■ **WRITTEN PROBLEM**: Your job is to return the lines between the line holding "Recreate this image as a component" and the line holding "MdLock, MdPerson, MdSettings", inclusive, exactly and with no pictures.

— Start WORKING DATA —

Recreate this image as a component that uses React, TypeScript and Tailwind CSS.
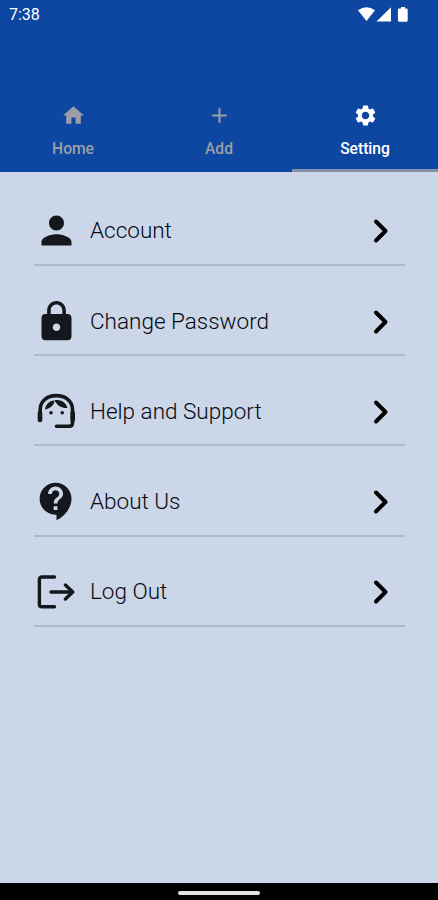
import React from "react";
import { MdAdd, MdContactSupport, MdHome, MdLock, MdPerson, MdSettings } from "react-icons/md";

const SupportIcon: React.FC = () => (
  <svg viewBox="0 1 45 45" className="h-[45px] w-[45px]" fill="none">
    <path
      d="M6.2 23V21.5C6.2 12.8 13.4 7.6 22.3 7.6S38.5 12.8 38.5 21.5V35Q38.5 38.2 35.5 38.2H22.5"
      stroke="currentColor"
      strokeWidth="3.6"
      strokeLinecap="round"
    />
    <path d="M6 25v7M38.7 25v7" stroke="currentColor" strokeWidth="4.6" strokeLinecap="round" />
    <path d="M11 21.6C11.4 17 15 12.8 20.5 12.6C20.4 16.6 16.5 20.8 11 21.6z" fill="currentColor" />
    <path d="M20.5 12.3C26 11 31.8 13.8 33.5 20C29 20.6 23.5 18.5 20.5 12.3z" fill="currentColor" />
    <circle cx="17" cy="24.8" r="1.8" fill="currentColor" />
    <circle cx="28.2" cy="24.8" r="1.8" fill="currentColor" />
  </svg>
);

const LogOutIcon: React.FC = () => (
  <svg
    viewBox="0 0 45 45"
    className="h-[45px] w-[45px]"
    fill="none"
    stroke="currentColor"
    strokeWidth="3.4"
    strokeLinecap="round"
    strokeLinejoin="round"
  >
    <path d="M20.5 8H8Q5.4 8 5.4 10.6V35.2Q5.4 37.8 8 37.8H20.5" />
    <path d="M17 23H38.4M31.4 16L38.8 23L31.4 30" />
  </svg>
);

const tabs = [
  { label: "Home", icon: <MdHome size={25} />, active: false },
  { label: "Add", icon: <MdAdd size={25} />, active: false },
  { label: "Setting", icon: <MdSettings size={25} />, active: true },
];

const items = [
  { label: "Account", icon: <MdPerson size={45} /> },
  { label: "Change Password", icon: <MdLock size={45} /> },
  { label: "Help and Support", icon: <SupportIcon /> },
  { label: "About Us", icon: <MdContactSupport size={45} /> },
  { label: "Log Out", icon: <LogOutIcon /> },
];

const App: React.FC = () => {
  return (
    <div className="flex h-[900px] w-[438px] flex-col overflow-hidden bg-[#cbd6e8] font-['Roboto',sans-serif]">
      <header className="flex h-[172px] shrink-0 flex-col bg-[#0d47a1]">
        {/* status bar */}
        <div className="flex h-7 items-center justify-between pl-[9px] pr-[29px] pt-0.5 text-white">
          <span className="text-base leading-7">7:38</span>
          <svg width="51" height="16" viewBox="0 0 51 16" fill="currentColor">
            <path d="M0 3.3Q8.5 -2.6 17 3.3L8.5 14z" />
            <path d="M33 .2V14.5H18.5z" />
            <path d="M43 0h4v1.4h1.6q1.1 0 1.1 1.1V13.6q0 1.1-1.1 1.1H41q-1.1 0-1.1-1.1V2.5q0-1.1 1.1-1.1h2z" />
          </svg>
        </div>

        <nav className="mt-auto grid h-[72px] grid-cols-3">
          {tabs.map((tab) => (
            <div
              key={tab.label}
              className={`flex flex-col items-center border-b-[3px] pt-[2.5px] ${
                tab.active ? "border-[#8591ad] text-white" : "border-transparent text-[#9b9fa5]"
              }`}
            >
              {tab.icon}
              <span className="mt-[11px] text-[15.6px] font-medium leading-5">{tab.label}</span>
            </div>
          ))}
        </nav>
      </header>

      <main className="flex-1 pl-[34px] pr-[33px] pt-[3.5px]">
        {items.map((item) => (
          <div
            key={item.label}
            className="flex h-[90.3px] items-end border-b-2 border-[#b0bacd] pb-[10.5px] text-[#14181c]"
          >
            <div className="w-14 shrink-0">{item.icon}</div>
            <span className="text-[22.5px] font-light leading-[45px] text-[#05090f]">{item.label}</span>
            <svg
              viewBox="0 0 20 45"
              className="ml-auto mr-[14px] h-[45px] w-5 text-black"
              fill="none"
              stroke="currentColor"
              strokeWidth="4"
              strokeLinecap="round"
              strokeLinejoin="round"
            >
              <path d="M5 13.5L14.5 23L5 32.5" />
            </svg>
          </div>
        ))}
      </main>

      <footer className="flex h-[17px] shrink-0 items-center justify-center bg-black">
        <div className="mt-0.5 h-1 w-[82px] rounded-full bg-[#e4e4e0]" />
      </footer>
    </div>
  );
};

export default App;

— End WORKING DATA —
— Start WORKING DATA —

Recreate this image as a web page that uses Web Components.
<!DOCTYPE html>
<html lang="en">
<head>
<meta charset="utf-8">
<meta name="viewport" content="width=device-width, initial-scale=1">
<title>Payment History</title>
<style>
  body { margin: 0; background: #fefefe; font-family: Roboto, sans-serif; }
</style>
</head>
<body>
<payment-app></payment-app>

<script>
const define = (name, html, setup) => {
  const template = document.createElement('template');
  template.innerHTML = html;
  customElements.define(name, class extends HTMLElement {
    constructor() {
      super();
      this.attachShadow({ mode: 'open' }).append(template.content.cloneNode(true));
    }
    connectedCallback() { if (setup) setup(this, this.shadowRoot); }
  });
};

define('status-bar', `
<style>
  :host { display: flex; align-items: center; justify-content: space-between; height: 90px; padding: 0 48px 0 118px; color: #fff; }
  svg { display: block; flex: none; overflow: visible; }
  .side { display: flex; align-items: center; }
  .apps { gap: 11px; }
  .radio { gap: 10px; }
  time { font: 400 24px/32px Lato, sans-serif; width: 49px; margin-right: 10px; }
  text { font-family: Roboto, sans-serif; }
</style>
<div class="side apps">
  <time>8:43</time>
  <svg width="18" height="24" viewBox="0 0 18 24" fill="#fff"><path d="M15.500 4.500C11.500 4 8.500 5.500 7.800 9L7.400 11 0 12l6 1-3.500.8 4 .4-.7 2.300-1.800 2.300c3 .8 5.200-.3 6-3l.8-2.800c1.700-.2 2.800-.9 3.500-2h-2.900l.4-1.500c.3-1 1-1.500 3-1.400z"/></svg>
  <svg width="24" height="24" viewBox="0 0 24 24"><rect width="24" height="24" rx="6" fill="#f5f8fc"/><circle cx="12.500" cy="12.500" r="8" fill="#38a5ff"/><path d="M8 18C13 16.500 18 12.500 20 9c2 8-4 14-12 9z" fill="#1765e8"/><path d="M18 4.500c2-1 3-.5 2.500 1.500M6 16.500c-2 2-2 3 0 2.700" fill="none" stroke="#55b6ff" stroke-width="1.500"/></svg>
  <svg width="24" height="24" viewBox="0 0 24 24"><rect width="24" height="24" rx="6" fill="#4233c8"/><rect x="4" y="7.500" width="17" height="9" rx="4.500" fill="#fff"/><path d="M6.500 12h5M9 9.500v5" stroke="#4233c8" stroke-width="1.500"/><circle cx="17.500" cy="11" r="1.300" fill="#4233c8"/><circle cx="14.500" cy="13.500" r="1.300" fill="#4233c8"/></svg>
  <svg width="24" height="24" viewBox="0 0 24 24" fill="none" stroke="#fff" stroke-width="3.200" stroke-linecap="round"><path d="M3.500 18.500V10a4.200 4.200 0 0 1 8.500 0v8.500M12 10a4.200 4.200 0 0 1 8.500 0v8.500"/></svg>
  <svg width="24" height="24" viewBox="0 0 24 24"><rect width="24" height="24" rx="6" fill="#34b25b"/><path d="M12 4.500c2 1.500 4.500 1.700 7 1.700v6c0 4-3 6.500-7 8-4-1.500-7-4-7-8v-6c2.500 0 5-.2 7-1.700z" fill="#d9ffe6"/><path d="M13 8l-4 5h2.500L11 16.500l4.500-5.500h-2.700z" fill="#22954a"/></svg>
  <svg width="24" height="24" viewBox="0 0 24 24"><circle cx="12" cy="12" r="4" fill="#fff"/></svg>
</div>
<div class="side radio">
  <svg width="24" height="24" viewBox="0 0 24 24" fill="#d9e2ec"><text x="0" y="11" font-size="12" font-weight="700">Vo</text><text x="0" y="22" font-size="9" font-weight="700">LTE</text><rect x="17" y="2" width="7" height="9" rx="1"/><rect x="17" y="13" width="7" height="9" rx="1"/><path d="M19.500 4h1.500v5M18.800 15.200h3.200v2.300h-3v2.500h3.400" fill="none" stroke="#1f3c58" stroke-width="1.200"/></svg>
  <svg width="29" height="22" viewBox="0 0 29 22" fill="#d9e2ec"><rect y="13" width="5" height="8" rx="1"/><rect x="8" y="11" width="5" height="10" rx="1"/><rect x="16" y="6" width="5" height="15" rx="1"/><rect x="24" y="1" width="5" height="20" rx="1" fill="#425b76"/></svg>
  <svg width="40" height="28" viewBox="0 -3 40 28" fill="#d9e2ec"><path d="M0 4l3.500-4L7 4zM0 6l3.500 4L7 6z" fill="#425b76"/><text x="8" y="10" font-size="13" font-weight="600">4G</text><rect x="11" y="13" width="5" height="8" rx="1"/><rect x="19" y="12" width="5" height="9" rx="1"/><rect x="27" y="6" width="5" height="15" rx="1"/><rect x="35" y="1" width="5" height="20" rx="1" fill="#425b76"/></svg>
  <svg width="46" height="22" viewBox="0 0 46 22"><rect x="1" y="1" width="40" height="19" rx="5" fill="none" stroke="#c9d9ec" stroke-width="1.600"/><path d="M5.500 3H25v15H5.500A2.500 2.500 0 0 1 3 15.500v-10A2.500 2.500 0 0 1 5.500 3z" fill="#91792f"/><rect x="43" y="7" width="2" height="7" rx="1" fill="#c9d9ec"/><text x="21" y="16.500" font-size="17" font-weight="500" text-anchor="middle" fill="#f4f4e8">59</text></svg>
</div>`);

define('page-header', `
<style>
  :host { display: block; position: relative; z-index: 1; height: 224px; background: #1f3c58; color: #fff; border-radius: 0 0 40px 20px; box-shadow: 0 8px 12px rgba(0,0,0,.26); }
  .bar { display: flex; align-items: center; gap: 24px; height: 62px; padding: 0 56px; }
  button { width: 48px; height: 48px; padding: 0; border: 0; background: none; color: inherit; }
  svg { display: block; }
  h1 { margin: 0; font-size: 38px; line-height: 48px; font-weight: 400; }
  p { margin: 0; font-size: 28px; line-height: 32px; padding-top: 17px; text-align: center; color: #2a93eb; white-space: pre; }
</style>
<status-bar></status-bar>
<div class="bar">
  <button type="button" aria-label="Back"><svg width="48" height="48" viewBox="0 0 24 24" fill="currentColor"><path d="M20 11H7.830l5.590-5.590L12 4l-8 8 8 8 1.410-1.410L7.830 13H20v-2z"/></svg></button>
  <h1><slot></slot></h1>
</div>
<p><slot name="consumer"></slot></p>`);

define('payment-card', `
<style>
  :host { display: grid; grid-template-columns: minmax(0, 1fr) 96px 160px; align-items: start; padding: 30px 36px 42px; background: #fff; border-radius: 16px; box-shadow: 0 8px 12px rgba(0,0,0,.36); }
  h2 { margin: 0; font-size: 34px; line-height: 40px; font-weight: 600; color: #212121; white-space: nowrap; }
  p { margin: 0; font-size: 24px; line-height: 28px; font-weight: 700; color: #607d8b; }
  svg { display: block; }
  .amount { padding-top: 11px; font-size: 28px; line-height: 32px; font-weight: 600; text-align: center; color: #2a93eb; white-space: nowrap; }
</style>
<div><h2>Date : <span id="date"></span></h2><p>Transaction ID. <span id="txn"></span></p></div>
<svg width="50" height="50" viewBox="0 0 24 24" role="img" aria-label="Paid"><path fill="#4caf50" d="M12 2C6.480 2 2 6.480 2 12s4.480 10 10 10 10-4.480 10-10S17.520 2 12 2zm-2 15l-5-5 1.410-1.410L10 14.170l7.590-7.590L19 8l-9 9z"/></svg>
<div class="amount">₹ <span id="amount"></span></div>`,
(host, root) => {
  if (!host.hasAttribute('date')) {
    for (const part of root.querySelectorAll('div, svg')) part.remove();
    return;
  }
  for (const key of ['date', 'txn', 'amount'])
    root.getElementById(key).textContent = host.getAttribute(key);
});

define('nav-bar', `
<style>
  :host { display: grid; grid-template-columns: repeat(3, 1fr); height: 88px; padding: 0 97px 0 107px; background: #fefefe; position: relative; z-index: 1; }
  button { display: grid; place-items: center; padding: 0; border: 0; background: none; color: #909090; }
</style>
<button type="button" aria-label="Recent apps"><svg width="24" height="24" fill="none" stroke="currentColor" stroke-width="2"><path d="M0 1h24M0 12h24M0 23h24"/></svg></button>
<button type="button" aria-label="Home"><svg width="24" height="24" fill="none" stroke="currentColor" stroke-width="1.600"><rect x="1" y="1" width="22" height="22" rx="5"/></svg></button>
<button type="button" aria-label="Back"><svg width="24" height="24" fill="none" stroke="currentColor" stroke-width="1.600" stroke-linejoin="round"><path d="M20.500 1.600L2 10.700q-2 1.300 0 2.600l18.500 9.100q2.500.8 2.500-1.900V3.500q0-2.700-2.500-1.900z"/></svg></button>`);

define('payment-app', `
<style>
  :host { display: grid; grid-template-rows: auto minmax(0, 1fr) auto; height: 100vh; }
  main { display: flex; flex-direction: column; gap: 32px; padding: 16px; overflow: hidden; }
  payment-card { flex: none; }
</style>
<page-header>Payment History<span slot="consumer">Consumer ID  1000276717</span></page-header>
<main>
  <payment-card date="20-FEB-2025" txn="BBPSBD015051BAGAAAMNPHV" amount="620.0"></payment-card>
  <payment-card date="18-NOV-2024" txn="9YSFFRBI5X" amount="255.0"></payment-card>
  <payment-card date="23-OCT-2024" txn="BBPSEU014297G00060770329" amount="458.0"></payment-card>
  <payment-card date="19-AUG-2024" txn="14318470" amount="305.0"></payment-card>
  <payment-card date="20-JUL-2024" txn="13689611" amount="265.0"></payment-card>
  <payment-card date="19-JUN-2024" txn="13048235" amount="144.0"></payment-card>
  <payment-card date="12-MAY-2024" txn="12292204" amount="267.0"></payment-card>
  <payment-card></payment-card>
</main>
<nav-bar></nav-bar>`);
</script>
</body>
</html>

— End WORKING DATA —

■ **RESULT FOR THIS EXERCISE**:
Recreate this image as a component that uses React, TypeScript and Tailwind CSS.
import React from "react";
import { MdAdd, MdContactSupport, MdHome, MdLock, MdPerson, MdSettings } from "react-icons/md";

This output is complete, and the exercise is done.